The fiscal impact on Texas is stark $1.456 billion in reduced spending, a cut of $422 million in personal income and 13,050 fewer jobs due to casinos and internet gaming.

"The losses in the agricultural sector (from internet gaming) include $99.5 million in total spending and 862 permanent jobs," Perryman warned. "If internet gaming continues to grow substantially beyond that point, the losses will be even greater."

New attention is also being paid to expanded gaming on Indian reservations in Texas, in neighboring states and across the nation. While illegal in Texas, tribes are currently challenging Texas in court; New Mexico and Oklahoma already have substantial Indian gaming operations.

"The result is casinos being developed in areas with relatively easy access to the same customer base as Texas tracks; there is no doubt that one consequence would be an adverse effect on Texas racing venues," Perryman said, noting that his analysis estimates the decline in racing activity will cut Texas economic activity by $562 million, personal income by $163 million, state tax revenue by $17.5 million and 5,039 jobs.

"The detriment to the agricultural sector (from expanded gaming on Indian reservations) is $80.6 million in total expenditures and 650 permanent jobs," he said.

The formation of TRAC as the umbrella organization for racing in Texas should show we're headed in the right direction, said Tommy Azopardi, executive director for the Texas Horsemen's Partnership.

Azopardi praised The Perryman Group for clearly quantifying the racing industry's importance to the overall Texas economy.

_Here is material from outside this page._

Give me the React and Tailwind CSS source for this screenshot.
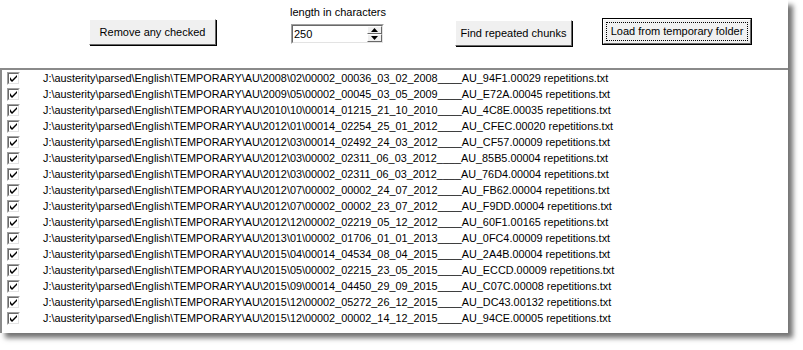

"Everyone involved in racing today realizes our industry creates jobs, stimulates business activity and contributes to the overall economic health of this state," Azopardi said. "At the same time, no one in racing discounts the hurdles this industry faces. We not only want to continue our role as a contributor to the economy, we are also asking for a chance to do even more. A realistic approach is to examine and fully discuss all options. What works in another state might not work in Texas.

"As the racing industry continues with this self-examination, we ask the Texas Legislature, state officials, and the general public to keep an open mind about the future of racing. Texans are known for their can-do spirit. That spirit created the racing industry in this state, and it will successfully carry us into the future."